> _What is asked_
Pick out each line containing the string "this" and copy it.

> _Data entries_
▬▬▬
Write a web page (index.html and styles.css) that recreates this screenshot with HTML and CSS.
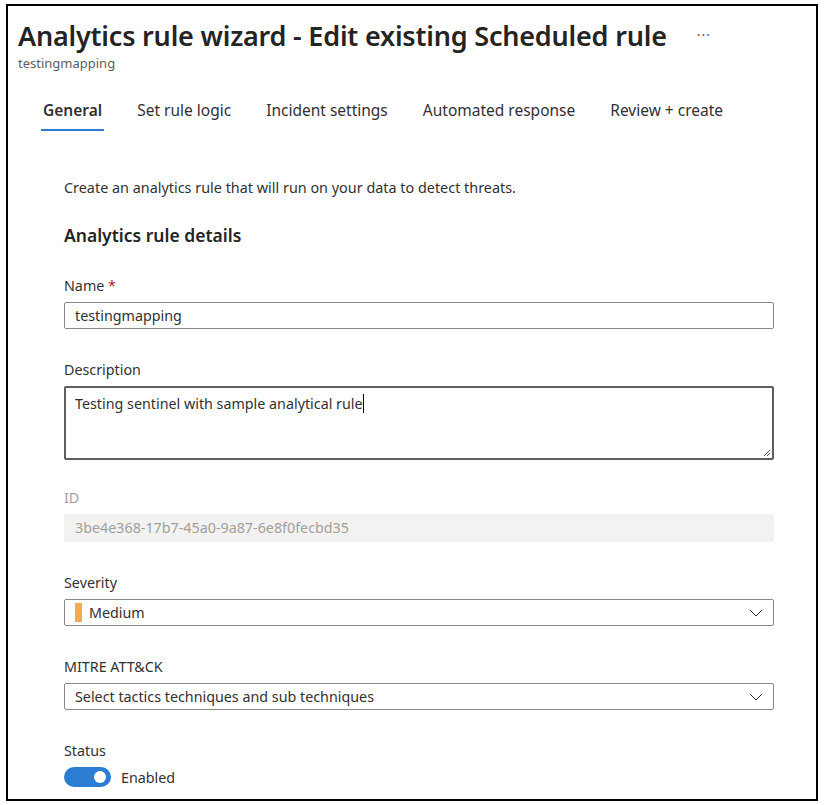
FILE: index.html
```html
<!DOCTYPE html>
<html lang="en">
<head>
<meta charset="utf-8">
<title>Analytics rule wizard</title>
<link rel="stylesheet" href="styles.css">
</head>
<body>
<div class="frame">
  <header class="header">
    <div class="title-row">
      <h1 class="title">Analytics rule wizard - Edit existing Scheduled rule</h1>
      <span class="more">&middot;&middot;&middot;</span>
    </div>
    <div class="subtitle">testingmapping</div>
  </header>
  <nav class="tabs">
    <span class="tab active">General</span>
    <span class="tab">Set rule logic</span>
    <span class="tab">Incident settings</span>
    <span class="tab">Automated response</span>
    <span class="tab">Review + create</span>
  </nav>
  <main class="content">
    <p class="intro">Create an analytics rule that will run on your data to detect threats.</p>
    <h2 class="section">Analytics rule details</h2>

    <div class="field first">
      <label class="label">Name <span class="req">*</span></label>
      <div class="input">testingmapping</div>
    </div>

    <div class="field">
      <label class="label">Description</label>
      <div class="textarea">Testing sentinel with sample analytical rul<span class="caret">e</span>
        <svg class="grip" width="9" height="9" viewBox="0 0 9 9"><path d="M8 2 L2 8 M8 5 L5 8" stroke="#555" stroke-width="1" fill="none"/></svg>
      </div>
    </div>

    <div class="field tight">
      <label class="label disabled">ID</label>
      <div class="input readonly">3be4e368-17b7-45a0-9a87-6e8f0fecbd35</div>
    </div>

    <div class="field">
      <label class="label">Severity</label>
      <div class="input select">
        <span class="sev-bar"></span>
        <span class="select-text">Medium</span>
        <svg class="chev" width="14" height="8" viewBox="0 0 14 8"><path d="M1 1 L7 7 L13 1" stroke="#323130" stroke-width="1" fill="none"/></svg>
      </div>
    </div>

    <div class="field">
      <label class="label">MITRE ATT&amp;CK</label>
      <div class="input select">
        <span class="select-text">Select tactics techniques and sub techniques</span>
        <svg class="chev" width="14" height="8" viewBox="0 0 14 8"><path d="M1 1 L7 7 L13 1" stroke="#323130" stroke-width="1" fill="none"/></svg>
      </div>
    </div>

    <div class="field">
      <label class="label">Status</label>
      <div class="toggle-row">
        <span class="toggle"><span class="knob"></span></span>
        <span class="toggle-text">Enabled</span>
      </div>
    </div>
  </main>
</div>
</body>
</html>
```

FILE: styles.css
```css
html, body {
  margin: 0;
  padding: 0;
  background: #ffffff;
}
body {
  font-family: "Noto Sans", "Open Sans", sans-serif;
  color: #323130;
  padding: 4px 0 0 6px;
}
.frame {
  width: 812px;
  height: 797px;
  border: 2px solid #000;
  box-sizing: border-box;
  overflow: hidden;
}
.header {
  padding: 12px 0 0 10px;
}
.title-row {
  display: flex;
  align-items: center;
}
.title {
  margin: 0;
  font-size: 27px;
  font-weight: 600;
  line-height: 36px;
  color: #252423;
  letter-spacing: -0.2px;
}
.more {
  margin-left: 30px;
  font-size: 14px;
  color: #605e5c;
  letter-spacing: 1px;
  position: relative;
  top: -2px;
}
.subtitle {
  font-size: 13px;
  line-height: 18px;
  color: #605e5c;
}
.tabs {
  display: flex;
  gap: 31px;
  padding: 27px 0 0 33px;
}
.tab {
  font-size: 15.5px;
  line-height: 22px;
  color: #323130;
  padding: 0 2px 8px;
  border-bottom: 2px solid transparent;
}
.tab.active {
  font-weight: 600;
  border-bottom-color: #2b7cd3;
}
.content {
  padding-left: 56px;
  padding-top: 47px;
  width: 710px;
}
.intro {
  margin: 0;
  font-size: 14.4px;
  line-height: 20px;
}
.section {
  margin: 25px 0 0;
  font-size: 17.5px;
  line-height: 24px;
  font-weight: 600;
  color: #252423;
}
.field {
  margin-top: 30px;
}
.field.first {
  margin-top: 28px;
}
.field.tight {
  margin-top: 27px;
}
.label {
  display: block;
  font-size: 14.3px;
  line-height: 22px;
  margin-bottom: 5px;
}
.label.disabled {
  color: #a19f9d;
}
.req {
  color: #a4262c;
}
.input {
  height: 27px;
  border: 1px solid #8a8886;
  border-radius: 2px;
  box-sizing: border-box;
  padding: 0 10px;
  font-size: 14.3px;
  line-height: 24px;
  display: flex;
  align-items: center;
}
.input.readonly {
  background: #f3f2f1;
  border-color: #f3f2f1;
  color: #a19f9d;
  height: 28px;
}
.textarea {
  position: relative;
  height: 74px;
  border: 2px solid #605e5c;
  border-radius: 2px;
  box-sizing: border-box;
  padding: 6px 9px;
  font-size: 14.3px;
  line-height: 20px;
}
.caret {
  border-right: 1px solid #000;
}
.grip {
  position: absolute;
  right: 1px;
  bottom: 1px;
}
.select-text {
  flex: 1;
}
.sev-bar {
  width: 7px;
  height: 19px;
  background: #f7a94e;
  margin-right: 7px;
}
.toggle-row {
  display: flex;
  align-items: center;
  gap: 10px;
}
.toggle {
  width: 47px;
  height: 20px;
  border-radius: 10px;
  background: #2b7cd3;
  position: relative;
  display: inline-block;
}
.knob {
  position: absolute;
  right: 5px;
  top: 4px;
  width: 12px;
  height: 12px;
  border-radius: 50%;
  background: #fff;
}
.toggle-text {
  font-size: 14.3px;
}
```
▬▬▬
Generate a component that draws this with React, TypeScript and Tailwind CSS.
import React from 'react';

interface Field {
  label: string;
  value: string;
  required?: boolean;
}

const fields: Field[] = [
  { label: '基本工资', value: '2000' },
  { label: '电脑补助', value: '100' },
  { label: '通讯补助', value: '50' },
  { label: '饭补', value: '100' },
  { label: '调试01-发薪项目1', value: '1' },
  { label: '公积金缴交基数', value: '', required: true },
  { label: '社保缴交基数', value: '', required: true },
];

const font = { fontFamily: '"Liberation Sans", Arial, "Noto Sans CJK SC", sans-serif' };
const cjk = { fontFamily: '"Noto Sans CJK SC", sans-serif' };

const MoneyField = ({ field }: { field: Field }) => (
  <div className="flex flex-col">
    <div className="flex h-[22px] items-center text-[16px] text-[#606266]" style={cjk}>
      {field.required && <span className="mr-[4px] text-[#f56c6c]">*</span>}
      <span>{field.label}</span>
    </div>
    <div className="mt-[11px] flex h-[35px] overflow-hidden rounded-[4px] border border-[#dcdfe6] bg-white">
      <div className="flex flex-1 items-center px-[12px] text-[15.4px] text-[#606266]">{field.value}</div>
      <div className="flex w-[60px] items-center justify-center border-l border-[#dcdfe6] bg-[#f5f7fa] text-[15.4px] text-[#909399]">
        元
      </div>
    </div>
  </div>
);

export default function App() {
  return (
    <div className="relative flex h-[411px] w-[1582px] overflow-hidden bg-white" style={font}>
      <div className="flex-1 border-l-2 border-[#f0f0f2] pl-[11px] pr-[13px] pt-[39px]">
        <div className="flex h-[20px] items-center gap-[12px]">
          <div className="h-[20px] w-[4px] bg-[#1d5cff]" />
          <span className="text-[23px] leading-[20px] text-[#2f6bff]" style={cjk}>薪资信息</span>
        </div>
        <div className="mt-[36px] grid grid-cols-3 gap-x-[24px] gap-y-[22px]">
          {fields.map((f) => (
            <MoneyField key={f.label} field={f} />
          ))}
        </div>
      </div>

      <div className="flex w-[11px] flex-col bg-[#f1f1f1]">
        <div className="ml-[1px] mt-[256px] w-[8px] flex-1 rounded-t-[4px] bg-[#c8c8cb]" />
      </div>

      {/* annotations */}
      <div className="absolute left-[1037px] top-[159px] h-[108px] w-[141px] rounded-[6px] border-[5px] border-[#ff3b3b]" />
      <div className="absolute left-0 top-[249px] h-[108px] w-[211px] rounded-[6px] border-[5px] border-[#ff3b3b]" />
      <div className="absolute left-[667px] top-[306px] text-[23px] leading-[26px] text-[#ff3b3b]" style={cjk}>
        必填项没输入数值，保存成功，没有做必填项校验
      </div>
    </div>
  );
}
▬▬▬
> _Full output_
Write a web page (index.html and styles.css) that recreates this screenshot with HTML and CSS.
Generate a component that draws this with React, TypeScript and Tailwind CSS.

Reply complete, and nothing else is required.